SLAC Continuity of Knowledge Site

Evaluation

Contact Frank Topper, a professional facilitator, for assistance.

Helpful Questions in Assessing Knowledge Needs

Supervisors may use these sample questions to determine if they have a knowledge continuity issue:

  1. How much operational knowledge is available from your prior employee, project, department or from the lab to help new employees ramp up?
  2. Has productivity been adversely affected by not having knowledge available?
  3. To what extent has productivity been negatively affected by the departure of peers or subordinates who did not provide their successors with adequate operational knowledge?
  4. To what extent have you provided for a systematic transfer of critical operational knowledge from people who leave to their successor?

If a supervisor determines they have a knowledge continuity issue these sample questions may be useful.
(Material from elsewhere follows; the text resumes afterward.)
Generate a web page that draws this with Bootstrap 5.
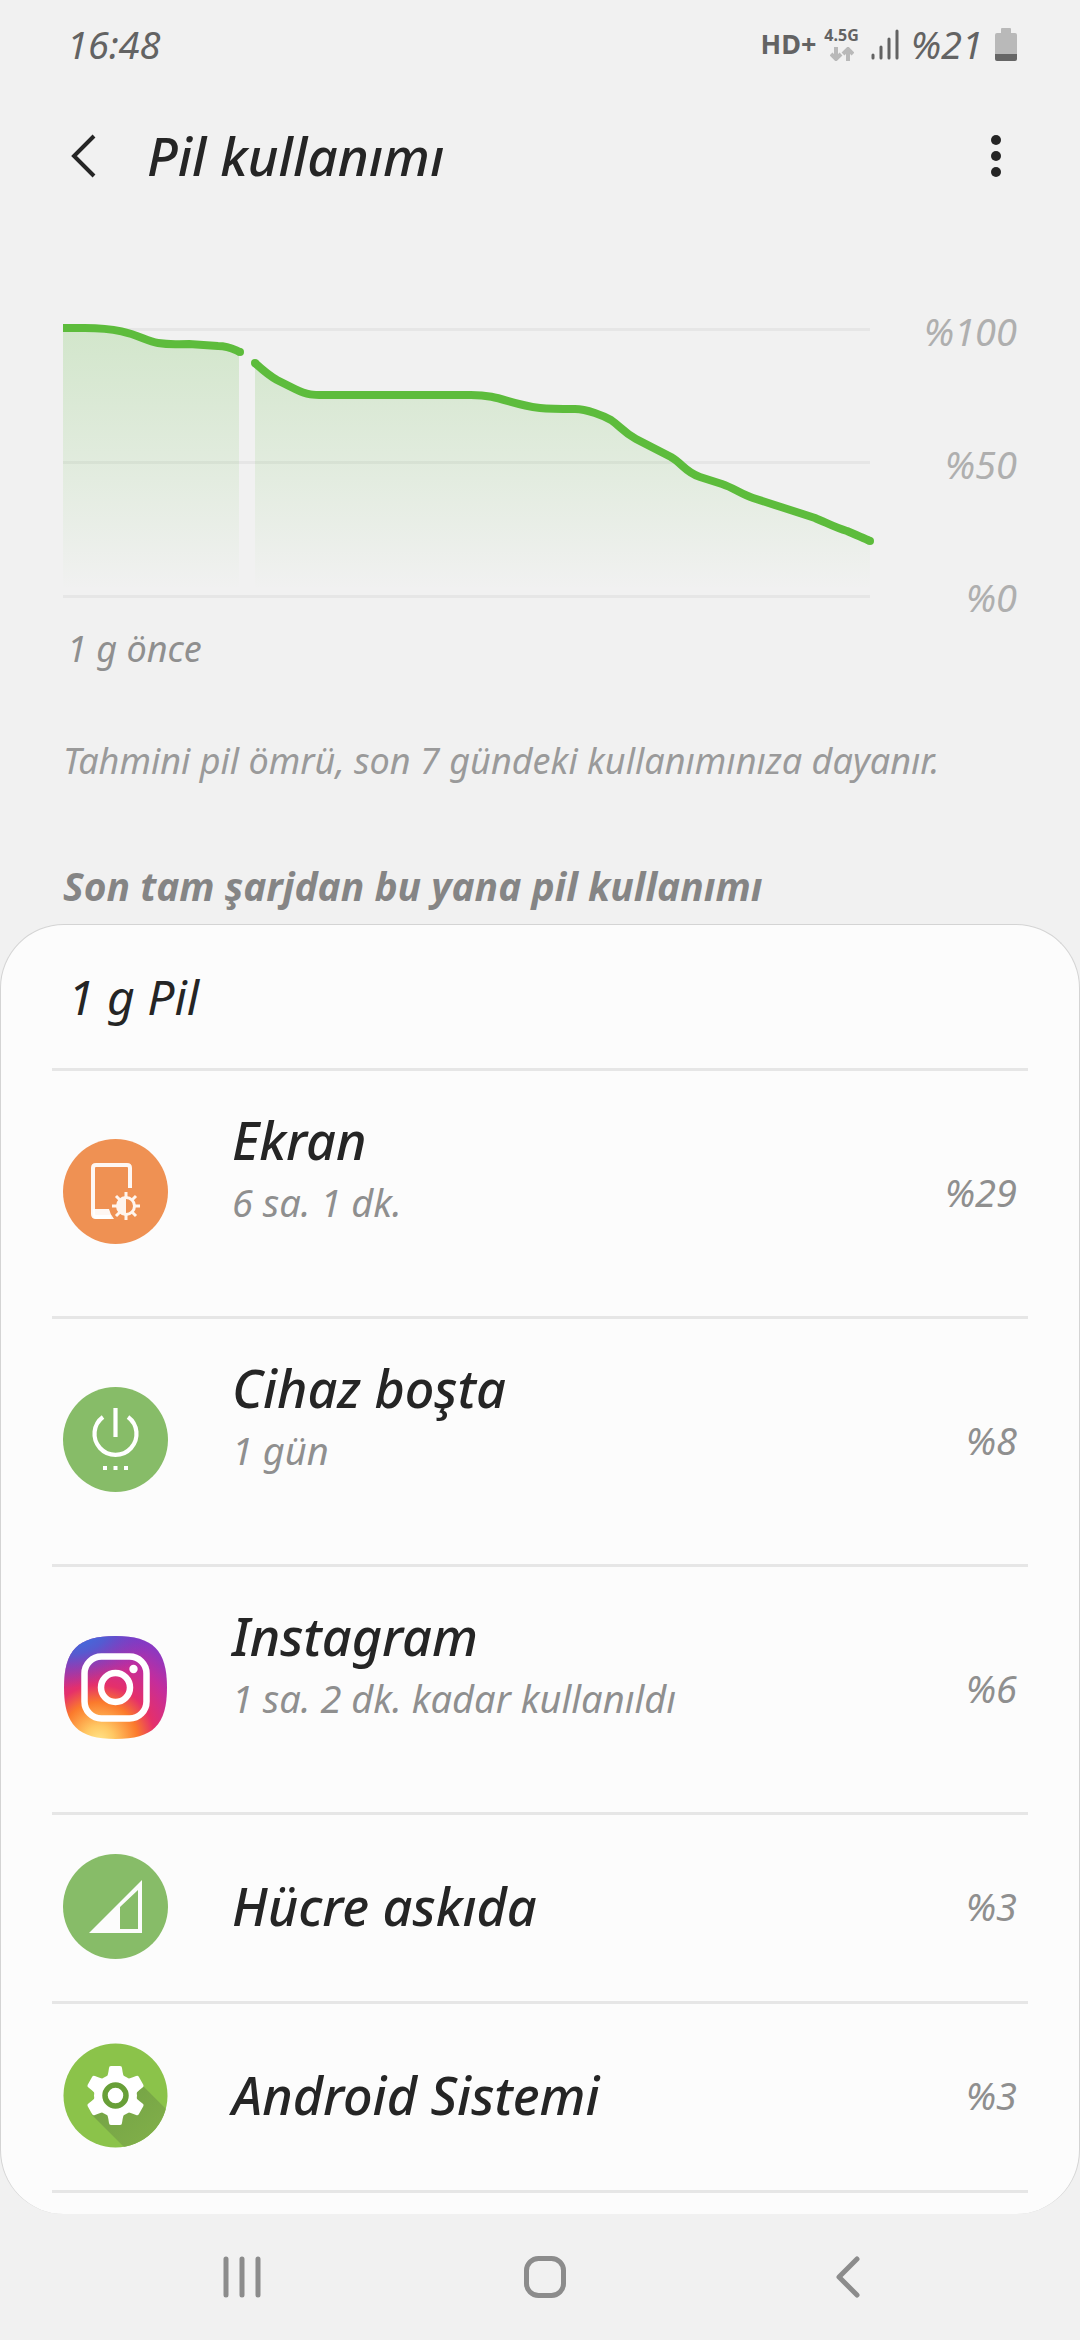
<!DOCTYPE html>
<html lang="tr">
<head>
<meta charset="utf-8">
<meta name="viewport" content="width=device-width, initial-scale=1">
<title>Pil kullanımı</title>
<link href="https://cdn.jsdelivr.net/npm/bootstrap@5.3.0/dist/css/bootstrap.min.css" rel="stylesheet">
<style>
  body { background: #f1f1f1; color: #252525; font-family: "Noto Sans", "Open Sans", sans-serif; font-style: italic; }
  svg { display: block; flex: none; }
  .gutter { padding-left: 63px; padding-right: 63px; }
  .status { height: 88px; color: #636363; font-size: 38px; line-height: 44px; }
  .upright { font-style: normal; font-weight: 700; }
  .hd { font-size: 27px; }
  .net { font-size: 16px; line-height: 16px; }
  .topbar { height: 136px; margin-bottom: 86px; }
  .icon-btn { border: 0; padding: 0; background: none; color: inherit; }
  .screen-title { font-size: 53px; line-height: 64px; font-weight: 500; margin-left: 51px; }
  .small-text { font-size: 36px; line-height: 42px; }
  .graph { height: 308px; }
  .graph svg { flex: 1 1 0; min-width: 0; height: 308px; }
  .scale { width: 142px; color: #afafaf; }
  .percent { font-size: 38px; line-height: 42px; }
  .soft { color: #8f8f8f; }
  .since { padding: 10px 4px 0; }
  .note { color: #9a9a9a; margin-top: 70px; }
  .section-title { font-size: 39px; line-height: 44px; font-weight: 700; color: #858585; margin: 82px 0 16px; }
  .sheet { background: #fcfcfc; border: 1px solid #d4d4d4; border-bottom: 0; border-radius: 64px; padding: 0 51px 21px; }
  .sheet-head { height: 143px; padding: 0 16px; font-size: 48px; line-height: 64px; }
  .usage { border-bottom: 3px solid #e6e6e6; border-radius: 0; }
  .usage .list-group-item { display: flex; align-items: center; background: none; color: #252525; border: 0; border-top: 3px solid #e6e6e6; height: 189px; padding: 0 11px 4px; }
  .usage .list-group-item.tall { height: 248px; }
  .app-text { margin-left: 64px; }
  .tall .app-text { padding-bottom: 44px; }
  .app-name { font-size: 52px; line-height: 64px; font-weight: 500; }
  .app-time { font-size: 38px; line-height: 60px; }
  .softkeys { height: 126px; padding: 0 81px 0 91px; color: #8c8c8c; }
</style>
</head>
<body class="d-flex flex-column min-vh-100">

<div class="status gutter d-flex align-items-center">
  <time class="ps-1">16:48</time>
  <div class="ms-auto d-flex align-items-center gap-2">
    <span class="upright hd">HD+</span>
    <div class="d-flex flex-column align-items-center gap-1">
      <span class="upright net">4.5G</span>
      <svg width="24" height="14" viewBox="0 0 24 14" fill="none" stroke="#b9b9b9" stroke-width="4" aria-hidden="true"><path d="M6 0v12M1 7l5 5 5-5M18 14V2M13 7l5-5 5 5"/></svg>
    </div>
    <svg class="ms-1" width="28" height="31" viewBox="0 0 28 31" stroke="currentColor" stroke-width="3" stroke-linecap="round" aria-hidden="true"><path d="M2 26v3M10 18v11M18 10v19M26 2v27"/></svg>
    <span class="ms-1">%21</span>
    <svg class="ms-1" width="22" height="33" viewBox="0 0 22 33" aria-hidden="true"><path d="M7 0h8q1 0 1 1v4h4q2 0 2 2v20H0V7q0-2 2-2h4V1q0-1 1-1z" fill="#b9b9b9"/><path d="M0 26h22v5q0 2-2 2H2q-2 0-2-2z" fill="#666"/></svg>
  </div>
</div>

<header class="topbar gutter d-flex align-items-center">
  <button class="icon-btn ps-2" type="button" aria-label="Geri"><svg width="25" height="44" viewBox="0 0 25 44" fill="none" stroke="currentColor" stroke-width="4"><path d="M23 2L3 22l20 20"/></svg></button>
  <h1 class="screen-title mb-0">Pil kullanımı</h1>
  <button class="icon-btn ms-auto me-3" type="button" aria-label="Diğer seçenekler"><svg width="10" height="44" viewBox="0 0 10 44" fill="currentColor"><circle cx="5" cy="6" r="5"/><circle cx="5" cy="22" r="5"/><circle cx="5" cy="38" r="5"/></svg></button>
</header>

<main class="flex-grow-1">
  <section class="gutter">
    <div class="graph d-flex">
      <svg viewBox="0 0 812 308" preserveAspectRatio="none" role="img" aria-label="Pil seviyesi grafiği">
        <defs>
          <linearGradient id="level" gradientUnits="userSpaceOnUse" x1="0" y1="18" x2="0" y2="280">
            <stop offset="0" stop-color="#5dbc3c" stop-opacity=".21"/>
            <stop offset=".55" stop-color="#5dbc3c" stop-opacity=".1"/>
            <stop offset="1" stop-color="#5dbc3c" stop-opacity="0"/>
          </linearGradient>
        </defs>
        <path d="M0 19.500H807M0 152.500H807M0 286.500H807" stroke="#e6e6e6" stroke-width="3"/>
        <path fill="url(#level)" d="M0 18H22C66 18 75 30 100 34C125 33 160 36 176 42V280H0z"/>
        <path fill="url(#level)" d="M192 53C212 72 222 74 232 78C244 85 252 85 264 85H408C440 85 445 95 478 98C493 99 503 99 513 99C530 101 542 106 550 111C560 118 568 124 573 127L611 147C625 157 627 163 645 167C680 177 675 180 690 184L742 203C765 211 775 217 790 221C801 226 804 226 807 231V280H192z"/>
        <g fill="none" stroke="#5dbc3c" stroke-width="8">
          <path d="M0 18H22C68 18 78 30 95 33C108 35 112 34 126 34L155 36C166 36 170 39 177 42"/>
          <path d="M192 53Q205 65 214 70L232 79C246 86 252 85 268 85H408C438 85 444 94 477 98C487 99 505 99 512 99C524 99 541 106 548 110C557 116 560 122 573 129L608 147C620 154 622 162 637 167L659 174C671 178 678 184 690 188L718 197L752 208C764 213 773 218 784 221C798 227 805 230 807 231"/>
        </g>
        <g fill="#5dbc3c"><circle cx="177" cy="42" r="4"/><circle cx="192" cy="53" r="4"/><circle cx="807" cy="231" r="4"/></g>
      </svg>
      <div class="scale percent d-flex flex-column justify-content-between text-end">
        <span>%100</span><span>%50</span><span>%0</span>
      </div>
    </div>
    <div class="small-text soft since">1 g önce</div>
    <p class="small-text note mb-0">Tahmini pil ömrü, son 7 gündeki kullanımınıza dayanır.</p>
    <h2 class="section-title">Son tam şarjdan bu yana pil kullanımı</h2>
  </section>

  <section class="sheet">
    <div class="sheet-head d-flex align-items-center">1 g Pil</div>
    <div class="usage list-group list-group-flush">
      <a href="#ekran" class="list-group-item tall">
        <svg width="105" height="105" viewBox="0 0 105 105" aria-hidden="true">
          <circle cx="52.500" cy="52.500" r="52.500" fill="#ef9153"/>
          <path d="M67 49V29q0-3-3-3H33q-3 0-3 3v46q0 3 3 3h15" fill="none" stroke="#fff" stroke-opacity=".93" stroke-width="4"/>
          <path d="M30 70h16q1 5 5 10H34q-4 0-4-4z" fill="#fff" fill-opacity=".93"/>
          <g fill="none" stroke="#fff5ee" stroke-width="3"><circle cx="63" cy="67" r="8.500"/><path d="M63 53v5M63 76v5M49 67h5M72 67h5M53 57l4 4M69 73l4 4M73 57l-4 4M57 73l-4 4"/></g>
          <path d="M63 58a9 9 0 000 18z" fill="#fff5ee"/>
        </svg>
        <div class="app-text"><div class="app-name">Ekran</div><div class="app-time soft">6 sa. 1 dk.</div></div>
        <span class="percent soft ms-auto">%29</span>
      </a>
      <a href="#cihaz" class="list-group-item tall">
        <svg width="105" height="105" viewBox="0 0 105 105" aria-hidden="true">
          <circle cx="52.500" cy="52.500" r="52.500" fill="#87bc68"/>
          <path d="M40 30a21 21 0 1025 0M52.500 21v29" fill="none" stroke="#fff" stroke-width="4.200"/>
          <path d="M40 79h4v4h-4zM50.500 79h4v4h-4zM61 79h4v4h-4z" fill="#fff"/>
        </svg>
        <div class="app-text"><div class="app-name">Cihaz boşta</div><div class="app-time soft">1 gün</div></div>
        <span class="percent soft ms-auto">%8</span>
      </a>
      <a href="#instagram" class="list-group-item tall">
        <svg width="105" height="105" viewBox="0 0 105 105" aria-hidden="true">
          <defs>
            <radialGradient id="warm" gradientUnits="userSpaceOnUse" cx="36" cy="106" r="108">
              <stop offset="0" stop-color="#ffe58a"/><stop offset=".14" stop-color="#ffc863"/><stop offset=".36" stop-color="#fb7a2c"/><stop offset=".52" stop-color="#e5306a"/><stop offset=".76" stop-color="#c42d9c"/><stop offset="1" stop-color="#8a38c2"/>
            </radialGradient>
            <radialGradient id="cool" gradientUnits="userSpaceOnUse" cx="0" cy="0" r="1" gradientTransform="translate(14 -4) rotate(-12) scale(82 56)">
              <stop offset="0" stop-color="#3478e4"/><stop offset=".4" stop-color="#4c5fd4" stop-opacity=".9"/><stop offset="1" stop-color="#7038c8" stop-opacity="0"/>
            </radialGradient>
            <path id="squircle" d="M52.500 1C90 1 104 15 104 52.500S90 104 52.500 104 1 90 1 52.500 15 1 52.500 1z"/>
          </defs>
          <use href="#squircle" fill="url(#warm)"/><use href="#squircle" fill="url(#cool)"/>
          <rect x="21.500" y="21.500" width="62" height="62" rx="17" fill="none" stroke="#fff" stroke-width="6.500"/>
          <circle cx="52.500" cy="52.500" r="14.500" fill="none" stroke="#fff" stroke-width="6.500"/>
          <circle cx="70.500" cy="34" r="4.200" fill="#fff"/>
        </svg>
        <div class="app-text"><div class="app-name">Instagram</div><div class="app-time soft">1 sa. 2 dk. kadar kullanıldı</div></div>
        <span class="percent soft ms-auto">%6</span>
      </a>
      <a href="#hucre" class="list-group-item">
        <svg width="105" height="105" viewBox="0 0 105 105" aria-hidden="true">
          <circle cx="52.500" cy="52.500" r="52.500" fill="#87bc68"/>
          <path fill="#fcfcfc" fill-rule="evenodd" d="M26 79L79 26v53zM57 53v22h18V36z"/>
        </svg>
        <div class="app-text"><div class="app-name">Hücre askıda</div></div>
        <span class="percent soft ms-auto">%3</span>
      </a>
      <a href="#android" class="list-group-item">
        <svg width="105" height="105" viewBox="0 0 105 105" aria-hidden="true">
          <defs>
            <clipPath id="disc"><circle cx="52.500" cy="52.500" r="52"/></clipPath>
            <path id="tooth" d="M43 36q2-3 3-11 0-2 2-2h9q2 0 2 2 1 8 3 11z"/>
            <linearGradient id="cast" x1="0" y1="0" x2="1" y2="1"><stop offset="0" stop-color="#71a045"/><stop offset="1" stop-color="#84b24a"/></linearGradient>
          </defs>
          <circle cx="52.500" cy="52.500" r="52" fill="#8bc34a"/>
          <path clip-path="url(#disc)" d="M28 71L66 109H109V72L79 42z" fill="url(#cast)"/>
          <g fill="#fff">
            <circle cx="52.500" cy="52.500" r="21.500"/>
            <use href="#tooth"/><use href="#tooth" transform="rotate(60 52.500 52.500)"/><use href="#tooth" transform="rotate(120 52.500 52.500)"/><use href="#tooth" transform="rotate(180 52.500 52.500)"/><use href="#tooth" transform="rotate(240 52.500 52.500)"/><use href="#tooth" transform="rotate(300 52.500 52.500)"/>
          </g>
          <circle cx="52.500" cy="52.500" r="10.500" fill="#fff" stroke="#689f38" stroke-width="5.500"/>
        </svg>
        <div class="app-text"><div class="app-name">Android Sistemi</div></div>
        <span class="percent soft ms-auto">%3</span>
      </a>
    </div>
  </section>
</main>

<nav class="softkeys d-flex align-items-center" aria-label="Sistem gezintisi">
  <button class="icon-btn flex-fill d-flex justify-content-center" type="button" aria-label="Son uygulamalar"><svg width="42" height="42" viewBox="0 0 42 42" stroke="currentColor" stroke-width="5" stroke-linecap="round"><path d="M5 3v36M21 3v36M37 3v36"/></svg></button>
  <button class="icon-btn flex-fill d-flex justify-content-center" type="button" aria-label="Ana ekran"><svg width="42" height="42" viewBox="0 0 42 42" fill="none" stroke="currentColor" stroke-width="5"><rect x="2.500" y="2.500" width="37" height="37" rx="12"/></svg></button>
  <button class="icon-btn flex-fill d-flex justify-content-center" type="button" aria-label="Geri"><svg width="42" height="42" viewBox="0 0 42 42" fill="none" stroke="currentColor" stroke-width="5" stroke-linecap="round" stroke-linejoin="round"><path d="M30 3L12 21l18 18"/></svg></button>
</nav>

<script src="https://cdn.jsdelivr.net/npm/bootstrap@5.3.0/dist/js/bootstrap.bundle.min.js"></script>
</body>
</html>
  1. What do you wish there was better documentation of in your project or department?
  2. If you had SLAC “gray beards” in the room what would you ask them? Who would you like to have to ask questions of? What would you ask them?
  3. What don’t you know that keeps you up at night?
  4. If your predecessor could have taken you on a tour of the job, what do you wish they had showed you?
  5. What do your people need to know in their jobs, and when do they need to know it?
  6. What knowledge is critical, what knowledge is merely helpful, and what knowledge is tangential? How would you categorize the critical knowledge?
  7. What is critical operating data for your area: Key operating statistics, key information, key reference data, key information sources
  8. What is the basic operating knowledge for your area: job objectives, primary job function, reporting lines, primary job activities, and innovations
  9. What is critical operational knowledge for your area: front-burner issues, hibernating issues, key customers, projects pending?